La plupart des visiteurs débarquent aux Féroé entre mai et août, lorsque les journées sont les plus longues et les plus ensoleillées. Cela dit, même en été, il pleut près d’un jour sur deux, mieux vaut donc venir équipé en conséquence ! L’hiver, grâce à l’influence du Gulf Stream, les températures ne chutent jamais sous -10 °C.

Où dormir ?

L’hébergement classique est vraiment cher aux Féroé. Impossible de dénicher une chambre double avec salle de bains partagée dans une auberge de jeunesse à moins de 450 Kr (61 €) et une piaule dans une guesthouse à moins de 600-700 Kr (81-95 €). Quant aux hôtels, ça oscille plutôt entre 800 et 2 000 Kr (108-270 €) selon le confort et la saison !

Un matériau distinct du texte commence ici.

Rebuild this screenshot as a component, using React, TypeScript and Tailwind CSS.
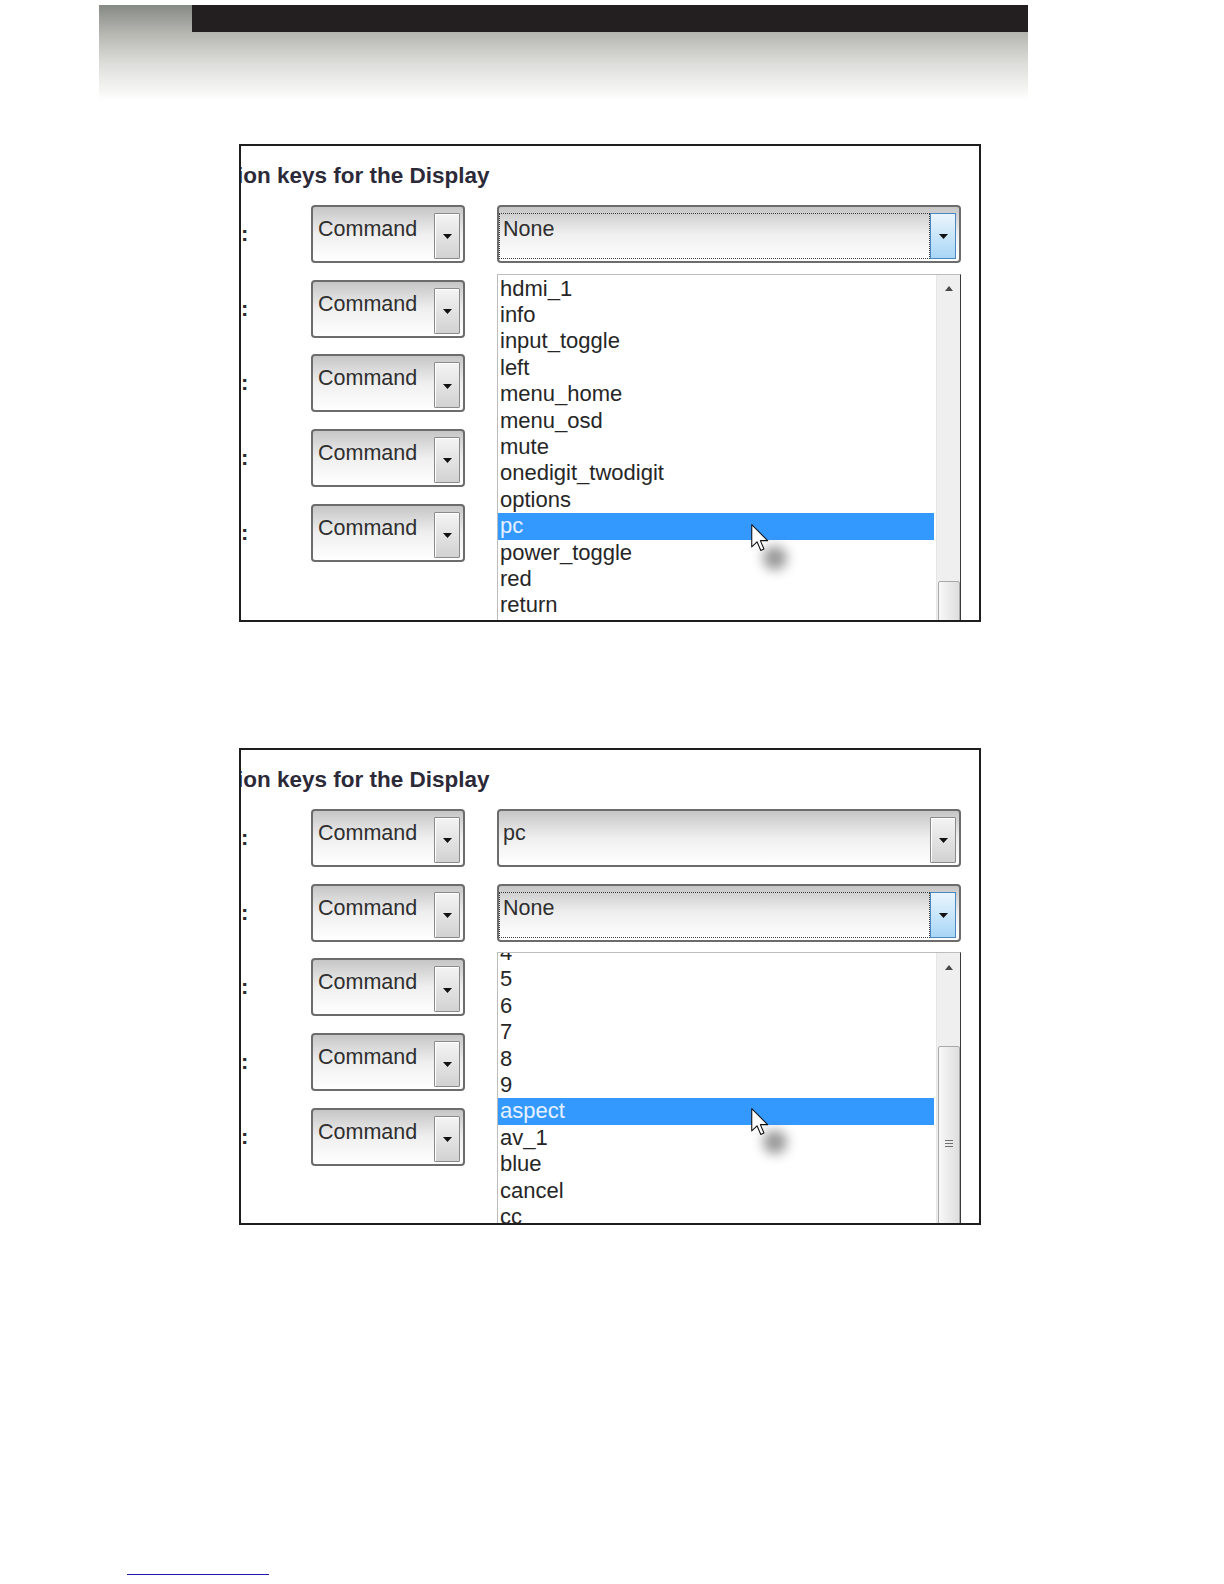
import React from 'react';

const sans = "font-['Liberation_Sans',Arial,sans-serif]";

const listA = ['hdmi_1', 'info', 'input_toggle', 'left', 'menu_home', 'menu_osd', 'mute', 'onedigit_twodigit', 'options', 'pc', 'power_toggle', 'red', 'return'];
const listB = ['4', '5', '6', '7', '8', '9', 'aspect', 'av_1', 'blue', 'cancel', 'cc'];

function DownArrow() {
  return (
    <svg width="9" height="5" viewBox="0 0 9 5">
      <path d="M0 0h9L4.5 5z" fill="#111" />
    </svg>
  );
}

function DropButton({ focused }: { focused?: boolean }) {
  return (
    <div
      className={
        focused
          ? 'flex w-[26px] shrink-0 items-center justify-center border border-[#4b88c2] bg-[linear-gradient(to_bottom,#eaf5fd,#a8d6f6)] pt-[2px]'
          : 'flex w-[26px] shrink-0 items-center justify-center rounded-[1px] border border-[#8a8a8a] bg-[linear-gradient(to_bottom,#f4f4f4,#d2d2d2)] pt-[2px] shadow-[inset_1px_1px_0_#ffffff]'
      }
    >
      <DownArrow />
    </div>
  );
}

function Select({ value, wide, focused }: { value: string; wide?: boolean; focused?: boolean }) {
  return (
    <div
      className={`flex h-[58px] shrink-0 rounded-[4px] border-2 border-[#6c6c6c] bg-[linear-gradient(to_bottom,#c6c6c6,#efefef_50%,#ffffff)] pt-[6px] pr-[3px] pb-[2px] ${wide ? 'w-[464px]' : 'w-[154px]'}`}
    >
      <div className={focused ? 'flex-1 border border-dotted border-[#3a3a3a] pt-[3px] pl-[3px]' : wide ? 'flex-1 pt-[4px] pl-[4px]' : 'flex-1 pt-[4px] pl-[5px]'}>
        <span className={`${sans} text-[21.5px] leading-[24px] text-[#2f2f2f]`}>{value}</span>
      </div>
      <DropButton focused={focused} />
    </div>
  );
}

function Cursor({ className }: { className: string }) {
  return (
    <div className={`absolute ${className}`}>
      <div className="absolute top-[22px] left-[12px] h-[24px] w-[24px] rounded-full bg-[#555555] opacity-60 blur-[6px]" />
      <svg className="relative" width="18" height="28" viewBox="0 0 12.5 19.5">
        <path d="M0.5 0.5 L0.5 16 L4.2 12.4 L6.8 18.4 L9 17.4 L6.5 11.6 L11.6 11.6 Z" fill="#ffffff" stroke="#111" strokeWidth="0.75" strokeLinejoin="round" />
      </svg>
    </div>
  );
}

function ListBox({
  items,
  selected,
  listClass,
  thumbClass,
  cursorClass,
  grip,
}: {
  items: string[];
  selected: string;
  listClass: string;
  thumbClass: string;
  cursorClass: string;
  grip?: boolean;
}) {
  return (
    <div className="relative mt-[10.7px] flex h-[360px] w-[464px] border border-[#bdbdbd] border-r-[#3a3a3a] bg-white">
      <div className="flex-1 overflow-hidden pr-[2px]">
        <ul className={`${listClass} ${sans} text-[22px] leading-[26.4px] text-[#262626]`}>
          {items.map((it) => (
            <li key={it} className={it === selected ? 'bg-[#3399ff] pl-[2px] text-[#e6f1ff]' : 'pl-[2px]'}>
              {it}
            </li>
          ))}
        </ul>
      </div>
      <div className="flex w-[24px] flex-col items-center border-l border-[#e6e6e6] bg-[#efefef]">
        <div className="flex h-[24px] shrink-0 items-center justify-center pt-[4px]">
          <svg width="8" height="5" viewBox="0 0 8 5">
            <path d="M0 5h8L4 0z" fill="#4a4a4a" />
          </svg>
        </div>
        <div className={`${thumbClass} flex w-[22px] shrink-0 items-center justify-center rounded-[2px] border border-[#a9a9a9] bg-[linear-gradient(to_right,#f8f8f8,#dedede)]`}>
          {grip && (
            <div className="flex flex-col gap-[2px]">
              <div className="h-[1px] w-[8px] bg-[#6f6f6f]" />
              <div className="h-[1px] w-[8px] bg-[#6f6f6f]" />
              <div className="h-[1px] w-[8px] bg-[#6f6f6f]" />
            </div>
          )}
        </div>
      </div>
      <Cursor className={cursorClass} />
    </div>
  );
}

function Panel({ children, className }: { children: React.ReactNode; className: string }) {
  return (
    <div className={`${className} ml-[239px] w-[742px] overflow-hidden border-2 border-[#1e1e1e] bg-white`}>
      <h2 className={`${sans} -ml-[4px] pt-[17px] text-[22.5px] leading-[26px] font-bold whitespace-nowrap text-[#2c2a38]`}>
        ion keys for the Display
      </h2>
      <div className="mt-[15.5px] flex items-start">
        <div className="flex flex-col gap-[16.7px]">
          {[0, 1, 2, 3, 4].map((i) => (
            <div key={i} className="flex">
              <span className={`${sans} w-[70px] text-[22px] leading-[58px] font-bold text-[#2a2a2a]`}>:</span>
              <Select value="Command" />
            </div>
          ))}
        </div>
        <div className="ml-[32px] flex flex-col">{children}</div>
      </div>
    </div>
  );
}

export default function App() {
  return (
    <div className="min-h-[1584px] w-[1224px] bg-white">
      {/* page header strip */}
      <div className="mt-[5px] ml-[99px] h-[96px] w-[929px] bg-[linear-gradient(to_bottom,#868984_0%,#b7b7b2_30%,#dededb_62%,#ffffff_100%)]">
        <div className="ml-[93px] h-[27px] bg-[#231f20]" />
      </div>

      <Panel className="mt-[43.4px] h-[478px]">
        <Select value="None" wide focused />
        <ListBox
          items={listA}
          selected="pc"
          listClass="mt-[1px]"
          thumbClass="mt-[282px] h-[80px]"
          cursorClass="top-[249px] left-[253px]"
        />
      </Panel>

      <Panel className="mt-[126px] h-[477px]">
        <Select value="pc" wide />
        <div className="mt-[16.7px]">
          <Select value="None" wide focused />
        </div>
        <ListBox
          items={listB}
          selected="aspect"
          listClass="-mt-[13.4px]"
          thumbClass="mt-[69px] h-[194px]"
          cursorClass="top-[155px] left-[253px]"
          grip
        />
      </Panel>

      <div className="mt-[349px] ml-[127px] h-[1px] w-[142px] bg-[#1c1ca6]" />
    </div>
  );
}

Seule solution vraiment abordable, outre les dortoirs des 3 AJ : le camping. Il y en a une vingtaine à travers l’archipel et quelques-uns sont même gratuits ! Autre option intéressante : les chambres, apparts et maisons par Airbnb.

Sites utiles : www.hostel.fo/3/welcome www.giljanes.fo/hostel www.gulahusid.com

Où manger ?

Là encore, le problème du coût s’impose très vite. Il y a quelques bons restaurants à Tórshavn qui mettent à l’honneur les produits et méthodes culinaires traditionnels, mais ils proposent plus souvent des menus qu’un choix à la carte – et ceux-ci peuvent coûter entre 450 et 1 400 Kr (61-189 €) par tête de pipe… C’est l’occasion, néanmoins, de goûter le mouton séché fermenté et le guillemot s’il y en a ! De toute façon, il est rare qu’un plat coûte moins de 250 ou 300 Kr (34-40 €).

Dans la pratique, au quotidien, on s’en remet surtout aux cafés (petit déj, sandwichs…), aux quelques fast-foods à Tórshavn et… aux supérettes et supermarchés. Attention, dans les villages ces derniers ferment souvent dès 18 h ou 19 h.